Somali campaigners call for criminalisation of FGM

Somalia's constitution prohibits female genital mutilation, but efforts to pass legislation to punish offenders have been stalled.

NAIROBI - A 10-year-old girl in central Somalia has died after undergoing female genital mutilation (FGM), prompting calls from campaigners to criminalise the internationally condemned practice in a country with the world's highest rates.

The girl was taken by her mother to a traditional circumciser on July 14. The procedure left her bleeding and she died in hospital due to a haemorrhage two days later.

"The circumciser is suspected to have cut an important vein in the course of the operation," said Hawa Aden Mohamed, director of the Galkayo Education Center for Peace and Development (GECPD), a local women's rights group.

"The woman who performed the operation has not been arrested but even if she was, there is no law that would ensure she is punished for the act. This is just one among many cases happening on a daily basis across Somalia."

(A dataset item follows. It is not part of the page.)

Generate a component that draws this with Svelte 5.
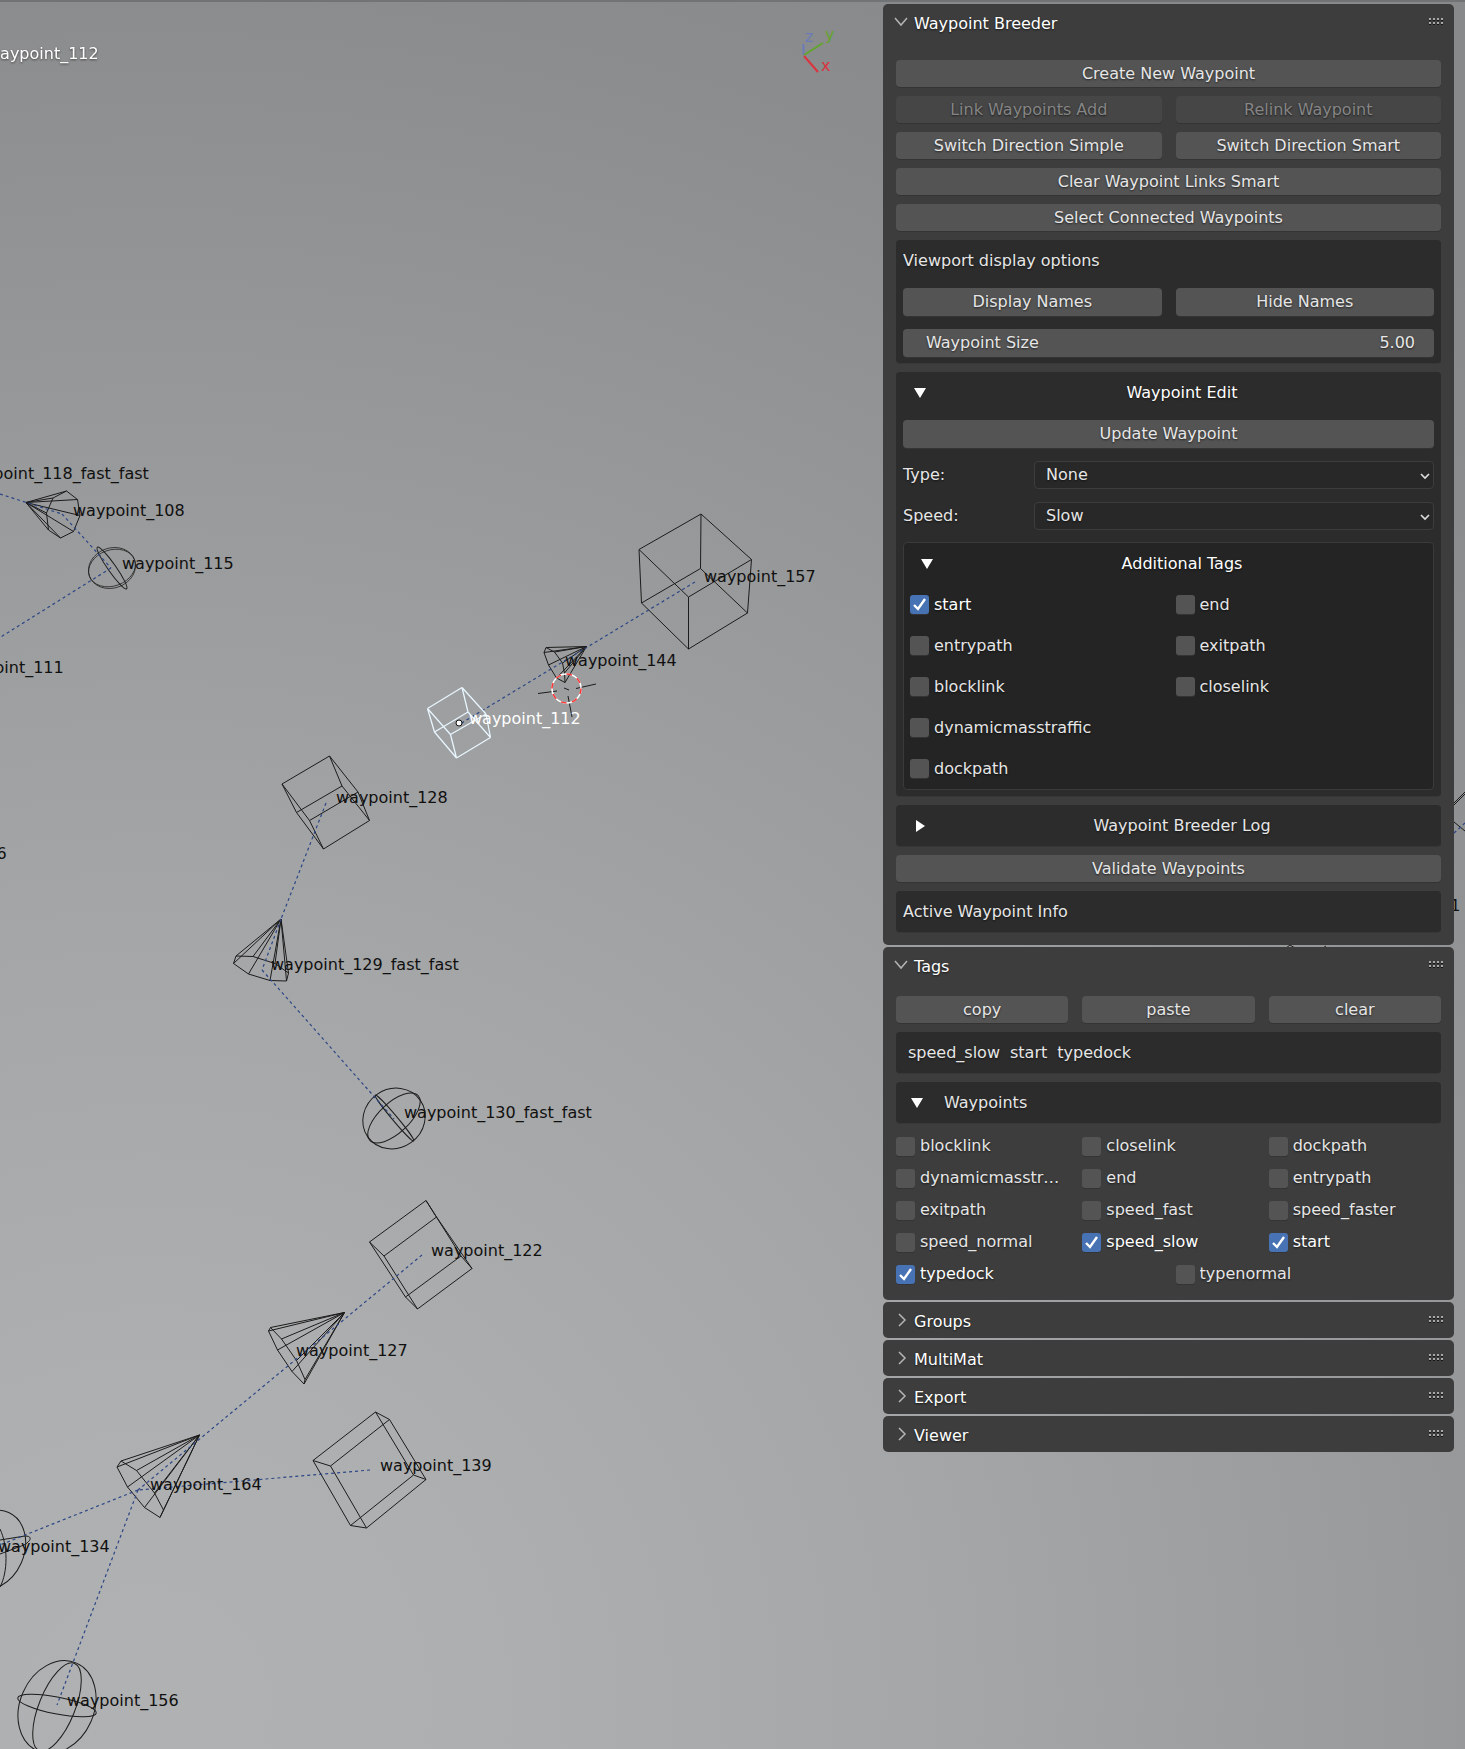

An estimated 200 million girls and women worldwide have undergone FGM, which usually involves the partial or total removal of the female genitalia and can cause a host of serious health problems, says the United Nations.

The ancient ritual - practised in at least 27 African countries and parts of Asia and the Middle East - is usually carried out by traditional cutters, often using unsterilised blades or knives.

Health experts say FGM can cause fatal childbirth complications later in life. In some cases, girls can bleed to death or die from infections following the procedure, although it is hidden within communities and rarely reported.

Located in eastern Africa and troubled by decades of civil war, Somalia has the world's highest rates of FGM. According to the UN, 98 percent of women between 15 and 49 have been subjected to the ritual.